MIDTERM
From Web Science 2009 class
Midterm Coverage/Review sheet:
Preparing for the midterm
Believe it or not, we've actually covered a lot and, I hope, you've learned a lot about the infrastructure of the World Wide Web. Here's what I believe you should know based on the material we've gone over in class (and if you are comfortable with these topics, you should do well on the midterm):
1 - URIs and HTTP headers in Detail
The material covered in the slides at
http://www.cs.rpi.edu/academics/courses/spring08/websci/URI-HTTP-details.pdf
is all fair game
esp. URIs vs.
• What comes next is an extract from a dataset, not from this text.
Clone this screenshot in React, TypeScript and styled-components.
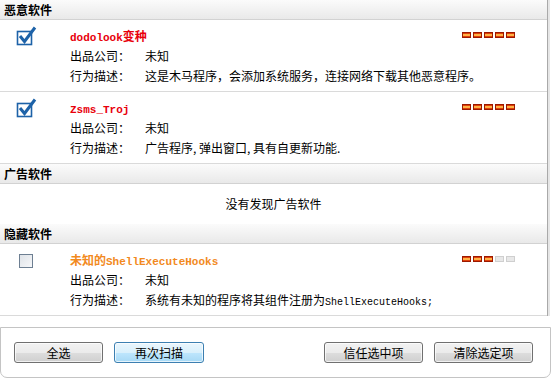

URLs
The parts of a URL
HTTP response types (by class, not by number)
The HTTP request methods
HTTP headers
2 - Web architecture in practice
What is a three-tiered web app (dynamic content server) and how is it accessed.
3 - Crawling
Polite crawlers Robots.txt loop/dup elimination (definition, simple explanations) crawler traps
4 - page rank and search
The page rank formula (and being able to apply it) Relationship between crawler and search engine Reverse Index and what it comprises (pages, words, word locations, special features)
5 – Recommender Systems
The basic idea behind recommenders User vs. item based recommendations Computing a recommendation score (don't need to memorize the formula, but understand what it represents)
I won't promise that I won't add something not directly on this list, but I repeat, if you're comfortable with this material, you should do fine.